Often recognized for his fairness and dedication to justice, he received the Distinguished Judicial Service Award from the San Francisco Trial Lawyers Association in 2012. In 2008, he was honored as the Alameda County Trial Judge of the Year by the Alameda-Contra Costa Trial Lawyers Association. Since 2007 he has served as a Judicial Member of the Board of Governors of the Association of Business Trial Lawyers, Northern California Chapter. He served as President of the Alameda County Bar Association in 1988.

Respected by lawyers on both sides of the aisle, Judge Freedman places a high premium on civility and is lauded for his even-handed demeanor. Described by those who have appeared before him as exceptionally bright, he is able to quickly grasp complex issues.

Q&A with Hon. Robert Freedman (Ret.)

Q: When do you begin the process of a successful mediation in a complex matter? Do you contact the parties in advance after receipt of the mediation briefs to gather intelligence, collect thoughts, answer questions, etc.?
-- David Willingham, Boies Schiller Flexner LLP

A: The process best begins when the mediation has been scheduled and, sometimes before an initial mediation date is set, when timing or "ripeness" for resolution is significant. An initial joint conference call before briefing is preferable and may help focus the briefing. Counsel may need to include subject matter in a mediation brief to assure a client that their interests are being articulated even on topics that are not in dispute or critical to the outcome. This should be seen as potentially fostering resolution and accommodated unless clearly counterproductive. The issue of mediation briefs being submitted confidentially, only to the mediator, and not served on other parties, or exchanging briefs should be addressed. While mediation confidentiality must embrace briefing, very often exchanged briefs, with a separate addendum for the mediator only, will expedite preparation and help the parties and the mediator effectively and economically prepare for the mediation.
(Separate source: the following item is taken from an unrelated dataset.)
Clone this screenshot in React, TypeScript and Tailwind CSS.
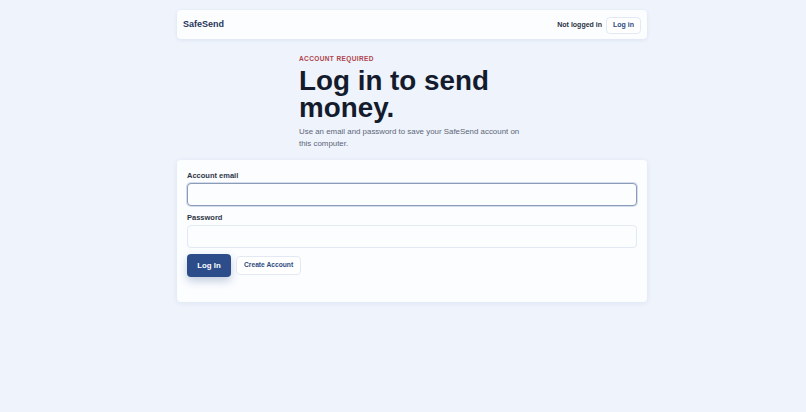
import React from "react";

export default function App() {
  return (
    <div className="min-h-[412px] w-full bg-[#eef3fc] pl-[18px] pt-[10px]" style={{ fontFamily: '"Liberation Sans", Arial, sans-serif' }}>
      <div className="mx-auto w-[470px]">
        <header className="flex h-[29px] items-center justify-between rounded-[4px] bg-[#fbfdff] pl-[6px] pr-[6px] pt-[1px] shadow-[0_1px_4px_rgba(30,50,90,0.08)]">
          <div className="text-[9px] font-bold text-[#27365a]">SafeSend</div>
          <div className="flex items-center gap-[4px]">
            <span className="text-[7px] font-bold text-[#2a3140]">Not logged in</span>
            <button className="h-[17px] rounded-[4px] border border-[#e3e9f3] bg-white px-[6px] text-[7px] font-bold text-[#2d4a80]">Log in</button>
          </div>
        </header>

        <section className="mx-auto mt-[16px] w-[226px]">
          <div className="text-[6.5px] font-bold leading-[8px] tracking-[0.06em] text-[#b0444c]">ACCOUNT REQUIRED</div>
          <h1 className="mt-[4px] text-[27.8px] font-bold leading-[27px] text-[#141b2d]">Log in to send money.</h1>
          <p className="mt-[5px] text-[7.9px] leading-[12px] text-[#5d6677]">Use an email and password to save your SafeSend account on this computer.</p>
        </section>

        <div className="mt-[10px] h-[142px] rounded-[4px] bg-[#fbfdff] px-[10px] pt-[11px] shadow-[0_1px_6px_rgba(30,50,90,0.08)]">
          <label className="block text-[7.5px] font-bold leading-[9px] text-[#2f3645]">Account email</label>
          <input className="mt-[3px] block h-[23px] w-full rounded-[4px] border border-[#8c9cb8] bg-[#fbfdff] shadow-[0_0_0_1px_rgba(140,160,200,0.35)] outline-none" />
          <label className="mt-[7px] block text-[7.5px] font-bold leading-[9px] text-[#2f3645]">Password</label>
          <input type="password" className="mt-[3px] block h-[23px] w-full rounded-[4px] border border-[#e3e9f3] bg-[#fbfdff] outline-none" />
          <div className="mt-[6px] flex items-center gap-[5px]">
            <button className="h-[23px] w-[44px] rounded-[4px] bg-[#2c4d89] text-[7.8px] font-bold text-white shadow-[0_4px_8px_rgba(30,60,120,0.25)]">Log In</button>
            <button className="h-[19px] rounded-[4px] border border-[#e3e9f3] bg-white px-[7px] text-[6.7px] font-bold text-[#2d4a80]">Create Account</button>
          </div>
        </div>
      </div>
    </div>
  );
}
Q: When a mediator comes to a session only mildly prepared, it does not feel like the parties get their money's worth for the day. What do you do to prepare for a mediation to ensure it is effective, and what do you ask of both sides to help prepare?
-- Rick Richmond, Jenner & Block LLP

A: No one wants to (or should) hear the mediator begin the session by asking, "What is this case about?" Pre-mediation session conferences calls (jointly and separately) and focused briefing are critical. Although the mediator is not the decision maker, the line between the "facilitative" and "evaluative" roles is often elusive. Thus, some legal or other research may be useful to enhance the prospects for resolution. Assuring that decision makers are present, or at least accessible, when personal presence is not feasible or necessary is significant. However, there are cases in which having all decision makers present can be counter-productive. A corporate or public entity party may need a board vote to confirm a settlement, but counsel may properly conclude that some time or "space" is conducive to obtaining formal approval of a conditional settlement reached at mediation. Counsel for the parties are in the best position to inform the mediator when absence is more useful than an incendiary presence.

Q: Do they ever use a joint session? Ten to fifteen years ago we did those with regularity. If not, why not?
-- Brian Kabateck, Kabateck Brown Kellner LLP

A: Ever? - Short answer - yes! Longer answer: No mediation related subject could be more case specific or less scientific than the issue of the utility of the joint session. This also invokes the issues of: (1) who (counsel only, counsel and all or some parties, claims representatives, experts, "support" persons) should participate; (2) the format of the joint session, e.g. the equivalent of an opening statement at trial or a focused dialog on one of more specific issues; (3) timing of the joint session(s): (a) early as an "ice breaker"; (b) at any time to clarify a specific issue; (c) or only when all hope appears lost. Insight from counsel as to the sophistication, self-control or volatility of potential participants should be respected. The experiences of counsel with each other in other cases may be influential ("....I already know what he/she is going to say..."), but also mistaken. An opportunity lost - or disaster averted? Mediation is a voluntary process including the willingness to participate in a joint session, but the joint session can be, sometimes surprisingly, a road to resolution.